— The request —
Copy all lines below containing "this".
# # #
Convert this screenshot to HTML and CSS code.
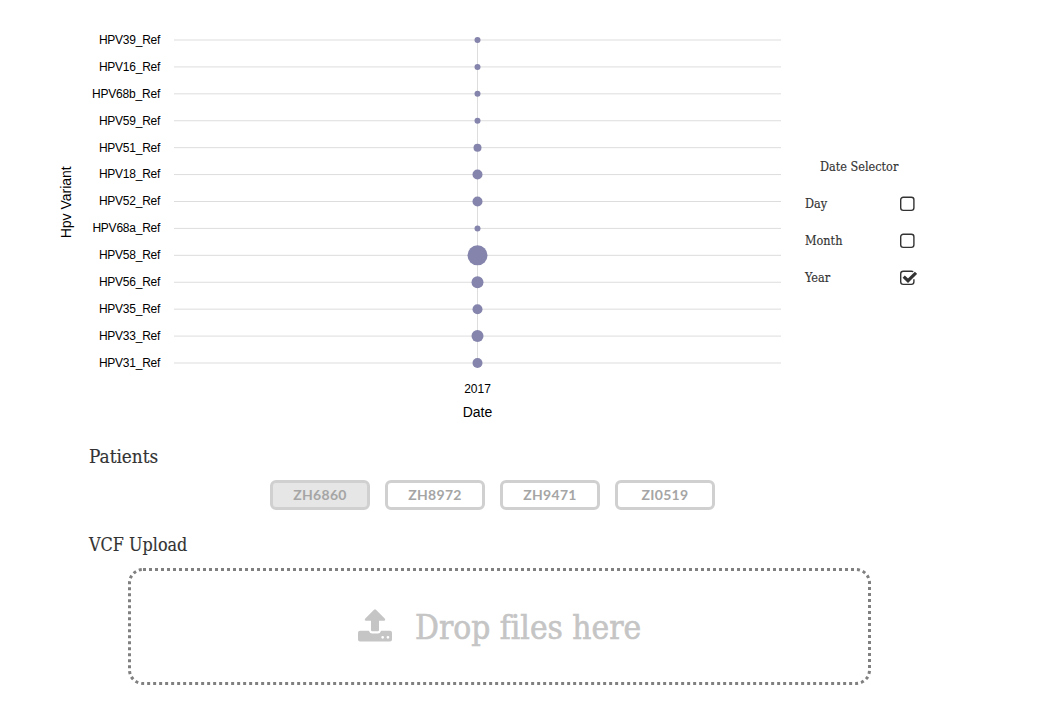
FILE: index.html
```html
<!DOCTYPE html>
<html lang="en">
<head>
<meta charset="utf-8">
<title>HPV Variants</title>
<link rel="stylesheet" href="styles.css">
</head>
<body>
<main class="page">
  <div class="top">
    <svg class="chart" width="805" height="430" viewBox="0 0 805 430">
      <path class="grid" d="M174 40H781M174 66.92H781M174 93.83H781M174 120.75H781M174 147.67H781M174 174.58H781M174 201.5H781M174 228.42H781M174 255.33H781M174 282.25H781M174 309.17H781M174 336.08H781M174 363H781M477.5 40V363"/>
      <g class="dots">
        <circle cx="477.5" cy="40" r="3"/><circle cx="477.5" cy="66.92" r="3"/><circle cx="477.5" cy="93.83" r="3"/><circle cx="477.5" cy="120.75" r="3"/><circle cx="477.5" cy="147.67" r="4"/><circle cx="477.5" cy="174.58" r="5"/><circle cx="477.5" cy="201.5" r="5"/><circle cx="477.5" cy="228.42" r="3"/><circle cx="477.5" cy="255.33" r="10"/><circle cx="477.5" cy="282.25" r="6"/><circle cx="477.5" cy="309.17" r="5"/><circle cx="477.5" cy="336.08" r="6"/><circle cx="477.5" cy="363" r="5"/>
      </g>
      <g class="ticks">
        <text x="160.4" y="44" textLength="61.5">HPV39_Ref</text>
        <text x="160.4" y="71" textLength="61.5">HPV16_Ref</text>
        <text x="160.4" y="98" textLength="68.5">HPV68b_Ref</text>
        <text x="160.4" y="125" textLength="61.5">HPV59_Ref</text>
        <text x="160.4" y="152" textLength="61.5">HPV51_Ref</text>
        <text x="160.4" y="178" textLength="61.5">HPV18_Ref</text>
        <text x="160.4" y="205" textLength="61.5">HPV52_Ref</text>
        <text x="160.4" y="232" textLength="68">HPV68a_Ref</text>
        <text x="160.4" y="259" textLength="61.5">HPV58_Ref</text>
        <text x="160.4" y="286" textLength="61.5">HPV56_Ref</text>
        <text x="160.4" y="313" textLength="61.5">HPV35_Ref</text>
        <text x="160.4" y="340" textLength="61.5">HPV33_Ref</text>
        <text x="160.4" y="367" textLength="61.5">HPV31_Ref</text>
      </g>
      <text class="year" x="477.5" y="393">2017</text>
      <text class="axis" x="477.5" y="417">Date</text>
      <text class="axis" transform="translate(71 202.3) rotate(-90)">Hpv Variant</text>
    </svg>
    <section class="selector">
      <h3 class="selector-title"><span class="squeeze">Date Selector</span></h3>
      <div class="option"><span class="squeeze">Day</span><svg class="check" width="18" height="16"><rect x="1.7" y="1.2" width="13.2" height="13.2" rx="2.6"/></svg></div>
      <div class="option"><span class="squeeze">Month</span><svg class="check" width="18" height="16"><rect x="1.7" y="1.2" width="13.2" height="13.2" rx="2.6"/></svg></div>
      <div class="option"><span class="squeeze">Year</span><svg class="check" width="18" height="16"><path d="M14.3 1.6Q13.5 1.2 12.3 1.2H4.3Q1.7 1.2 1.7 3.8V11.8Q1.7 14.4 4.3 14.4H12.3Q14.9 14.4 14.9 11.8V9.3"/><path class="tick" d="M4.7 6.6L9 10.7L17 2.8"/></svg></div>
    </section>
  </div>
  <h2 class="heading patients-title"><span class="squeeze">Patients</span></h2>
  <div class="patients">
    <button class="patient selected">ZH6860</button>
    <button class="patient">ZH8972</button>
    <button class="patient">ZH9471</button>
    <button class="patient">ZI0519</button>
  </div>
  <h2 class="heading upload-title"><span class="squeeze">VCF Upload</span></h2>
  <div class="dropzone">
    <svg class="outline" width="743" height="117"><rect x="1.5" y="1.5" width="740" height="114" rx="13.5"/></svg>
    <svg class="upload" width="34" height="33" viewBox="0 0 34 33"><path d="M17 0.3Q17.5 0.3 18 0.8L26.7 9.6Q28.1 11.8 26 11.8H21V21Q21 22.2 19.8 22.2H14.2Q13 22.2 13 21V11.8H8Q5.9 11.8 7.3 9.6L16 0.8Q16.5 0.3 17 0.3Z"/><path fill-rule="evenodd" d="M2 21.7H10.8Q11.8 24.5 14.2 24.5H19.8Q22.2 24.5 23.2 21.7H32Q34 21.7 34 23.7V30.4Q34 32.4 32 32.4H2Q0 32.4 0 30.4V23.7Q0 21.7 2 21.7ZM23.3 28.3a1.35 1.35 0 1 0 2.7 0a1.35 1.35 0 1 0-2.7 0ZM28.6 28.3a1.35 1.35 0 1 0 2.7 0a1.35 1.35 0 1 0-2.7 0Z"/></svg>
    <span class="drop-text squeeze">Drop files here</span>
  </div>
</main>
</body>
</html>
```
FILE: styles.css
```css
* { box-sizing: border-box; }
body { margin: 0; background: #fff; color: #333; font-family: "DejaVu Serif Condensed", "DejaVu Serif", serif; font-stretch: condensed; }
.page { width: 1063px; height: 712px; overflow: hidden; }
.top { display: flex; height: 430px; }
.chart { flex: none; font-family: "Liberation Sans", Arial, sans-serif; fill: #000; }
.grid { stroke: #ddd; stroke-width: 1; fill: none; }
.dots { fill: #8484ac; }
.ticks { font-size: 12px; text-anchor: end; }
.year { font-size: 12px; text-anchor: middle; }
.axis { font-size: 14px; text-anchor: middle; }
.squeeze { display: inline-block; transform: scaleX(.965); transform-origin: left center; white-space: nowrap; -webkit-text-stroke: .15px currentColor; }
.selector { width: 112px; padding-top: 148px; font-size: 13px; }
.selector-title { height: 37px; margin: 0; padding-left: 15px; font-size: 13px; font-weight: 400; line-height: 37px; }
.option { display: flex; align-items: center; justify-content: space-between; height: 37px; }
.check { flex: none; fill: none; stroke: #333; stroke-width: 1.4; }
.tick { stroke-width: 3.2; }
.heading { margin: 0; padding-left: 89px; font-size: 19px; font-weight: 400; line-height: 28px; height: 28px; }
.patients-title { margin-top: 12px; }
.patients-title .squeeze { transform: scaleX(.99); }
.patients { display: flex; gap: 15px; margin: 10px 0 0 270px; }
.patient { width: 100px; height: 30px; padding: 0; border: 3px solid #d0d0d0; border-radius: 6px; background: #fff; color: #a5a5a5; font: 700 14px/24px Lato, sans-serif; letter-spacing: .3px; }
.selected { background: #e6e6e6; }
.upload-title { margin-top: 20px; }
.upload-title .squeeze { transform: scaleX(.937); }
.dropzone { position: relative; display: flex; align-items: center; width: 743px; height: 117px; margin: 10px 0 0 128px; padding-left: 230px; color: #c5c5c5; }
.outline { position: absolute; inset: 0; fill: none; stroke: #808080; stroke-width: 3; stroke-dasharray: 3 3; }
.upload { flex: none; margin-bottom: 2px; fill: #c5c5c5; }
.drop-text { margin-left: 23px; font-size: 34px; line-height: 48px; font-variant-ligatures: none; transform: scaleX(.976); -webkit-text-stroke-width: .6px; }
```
# # #
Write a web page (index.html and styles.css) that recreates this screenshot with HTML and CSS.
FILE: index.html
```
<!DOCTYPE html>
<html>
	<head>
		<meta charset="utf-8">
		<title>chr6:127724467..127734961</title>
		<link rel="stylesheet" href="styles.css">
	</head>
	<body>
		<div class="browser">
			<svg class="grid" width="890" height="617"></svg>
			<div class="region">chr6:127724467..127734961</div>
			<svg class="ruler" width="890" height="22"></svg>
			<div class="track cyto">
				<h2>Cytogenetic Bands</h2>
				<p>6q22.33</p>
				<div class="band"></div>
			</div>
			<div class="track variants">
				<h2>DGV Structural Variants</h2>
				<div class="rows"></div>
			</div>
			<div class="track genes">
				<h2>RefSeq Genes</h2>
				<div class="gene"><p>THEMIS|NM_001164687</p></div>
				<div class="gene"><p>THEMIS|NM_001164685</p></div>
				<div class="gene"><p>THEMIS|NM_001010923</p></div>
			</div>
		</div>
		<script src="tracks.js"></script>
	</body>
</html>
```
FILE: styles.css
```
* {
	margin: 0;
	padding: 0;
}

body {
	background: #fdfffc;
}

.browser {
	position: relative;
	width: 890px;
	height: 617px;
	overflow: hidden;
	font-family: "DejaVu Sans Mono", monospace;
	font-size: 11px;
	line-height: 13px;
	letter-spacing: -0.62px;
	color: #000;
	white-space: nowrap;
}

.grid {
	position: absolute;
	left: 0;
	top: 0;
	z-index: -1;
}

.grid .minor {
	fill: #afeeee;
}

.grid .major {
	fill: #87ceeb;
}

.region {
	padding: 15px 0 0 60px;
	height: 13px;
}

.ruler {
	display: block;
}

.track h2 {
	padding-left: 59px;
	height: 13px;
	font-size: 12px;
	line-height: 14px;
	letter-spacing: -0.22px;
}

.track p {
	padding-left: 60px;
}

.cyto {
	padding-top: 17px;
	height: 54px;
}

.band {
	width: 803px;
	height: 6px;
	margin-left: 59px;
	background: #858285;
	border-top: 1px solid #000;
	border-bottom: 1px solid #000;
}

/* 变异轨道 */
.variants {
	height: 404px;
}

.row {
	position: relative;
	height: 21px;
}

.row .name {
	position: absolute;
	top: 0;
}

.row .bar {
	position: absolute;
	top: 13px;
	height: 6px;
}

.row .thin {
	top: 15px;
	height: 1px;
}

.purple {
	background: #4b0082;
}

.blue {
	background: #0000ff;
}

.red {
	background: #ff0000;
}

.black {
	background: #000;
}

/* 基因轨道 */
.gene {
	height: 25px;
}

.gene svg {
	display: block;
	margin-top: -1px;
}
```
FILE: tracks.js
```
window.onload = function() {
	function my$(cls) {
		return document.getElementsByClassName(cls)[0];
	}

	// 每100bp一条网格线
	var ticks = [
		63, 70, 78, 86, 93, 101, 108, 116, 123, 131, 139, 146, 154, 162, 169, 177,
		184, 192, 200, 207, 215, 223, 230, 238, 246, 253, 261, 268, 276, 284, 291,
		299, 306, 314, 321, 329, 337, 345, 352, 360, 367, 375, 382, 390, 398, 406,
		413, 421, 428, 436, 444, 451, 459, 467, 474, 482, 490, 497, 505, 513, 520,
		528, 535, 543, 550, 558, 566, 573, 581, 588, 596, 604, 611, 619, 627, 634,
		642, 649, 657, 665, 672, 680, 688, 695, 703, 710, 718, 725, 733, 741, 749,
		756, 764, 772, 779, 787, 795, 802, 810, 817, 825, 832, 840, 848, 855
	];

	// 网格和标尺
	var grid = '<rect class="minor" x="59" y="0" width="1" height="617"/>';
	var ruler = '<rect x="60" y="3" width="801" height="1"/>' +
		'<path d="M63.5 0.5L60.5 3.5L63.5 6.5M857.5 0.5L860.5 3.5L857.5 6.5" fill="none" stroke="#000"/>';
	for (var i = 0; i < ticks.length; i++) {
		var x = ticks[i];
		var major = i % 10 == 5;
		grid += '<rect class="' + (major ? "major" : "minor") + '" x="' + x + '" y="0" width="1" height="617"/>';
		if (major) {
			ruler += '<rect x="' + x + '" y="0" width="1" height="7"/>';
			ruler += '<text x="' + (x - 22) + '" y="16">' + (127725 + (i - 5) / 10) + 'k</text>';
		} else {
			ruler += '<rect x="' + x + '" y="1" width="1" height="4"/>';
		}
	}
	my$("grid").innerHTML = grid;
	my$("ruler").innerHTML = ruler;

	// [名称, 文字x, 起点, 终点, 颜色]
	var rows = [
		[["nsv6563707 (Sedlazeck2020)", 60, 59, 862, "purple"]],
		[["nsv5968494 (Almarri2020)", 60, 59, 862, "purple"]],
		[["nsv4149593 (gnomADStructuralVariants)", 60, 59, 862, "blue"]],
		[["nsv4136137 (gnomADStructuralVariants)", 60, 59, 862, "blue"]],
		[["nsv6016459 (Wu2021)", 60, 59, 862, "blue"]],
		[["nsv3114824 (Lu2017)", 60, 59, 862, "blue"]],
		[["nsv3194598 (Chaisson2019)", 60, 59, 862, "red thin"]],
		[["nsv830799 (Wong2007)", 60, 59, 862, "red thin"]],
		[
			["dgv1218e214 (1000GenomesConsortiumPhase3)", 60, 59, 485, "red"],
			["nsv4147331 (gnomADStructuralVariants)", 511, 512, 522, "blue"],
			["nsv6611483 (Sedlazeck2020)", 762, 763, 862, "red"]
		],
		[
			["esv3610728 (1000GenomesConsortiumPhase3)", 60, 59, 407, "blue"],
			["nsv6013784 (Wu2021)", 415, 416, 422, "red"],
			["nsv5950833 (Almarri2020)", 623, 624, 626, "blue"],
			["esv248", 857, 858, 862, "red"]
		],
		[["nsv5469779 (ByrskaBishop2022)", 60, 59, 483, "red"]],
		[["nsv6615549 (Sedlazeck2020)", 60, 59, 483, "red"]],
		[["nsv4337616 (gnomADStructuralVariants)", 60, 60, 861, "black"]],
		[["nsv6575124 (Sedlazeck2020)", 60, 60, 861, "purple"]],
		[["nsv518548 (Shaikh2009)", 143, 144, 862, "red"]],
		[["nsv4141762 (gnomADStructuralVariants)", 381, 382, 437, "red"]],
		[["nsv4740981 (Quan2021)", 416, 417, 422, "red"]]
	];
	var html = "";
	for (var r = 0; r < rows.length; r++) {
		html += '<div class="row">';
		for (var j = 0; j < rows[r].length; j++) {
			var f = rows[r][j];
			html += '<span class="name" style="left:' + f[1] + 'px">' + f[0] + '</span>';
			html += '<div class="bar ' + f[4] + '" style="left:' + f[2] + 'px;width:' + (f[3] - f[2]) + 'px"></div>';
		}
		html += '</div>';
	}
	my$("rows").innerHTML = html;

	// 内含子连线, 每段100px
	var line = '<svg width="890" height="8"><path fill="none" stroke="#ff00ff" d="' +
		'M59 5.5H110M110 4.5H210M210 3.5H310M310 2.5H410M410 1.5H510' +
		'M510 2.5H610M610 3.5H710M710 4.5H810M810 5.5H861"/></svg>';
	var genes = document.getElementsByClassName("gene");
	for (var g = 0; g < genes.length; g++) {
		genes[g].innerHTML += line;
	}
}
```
# # #
— Result below —
Convert this screenshot to HTML and CSS code.
Write a web page (index.html and styles.css) that recreates this screenshot with HTML and CSS.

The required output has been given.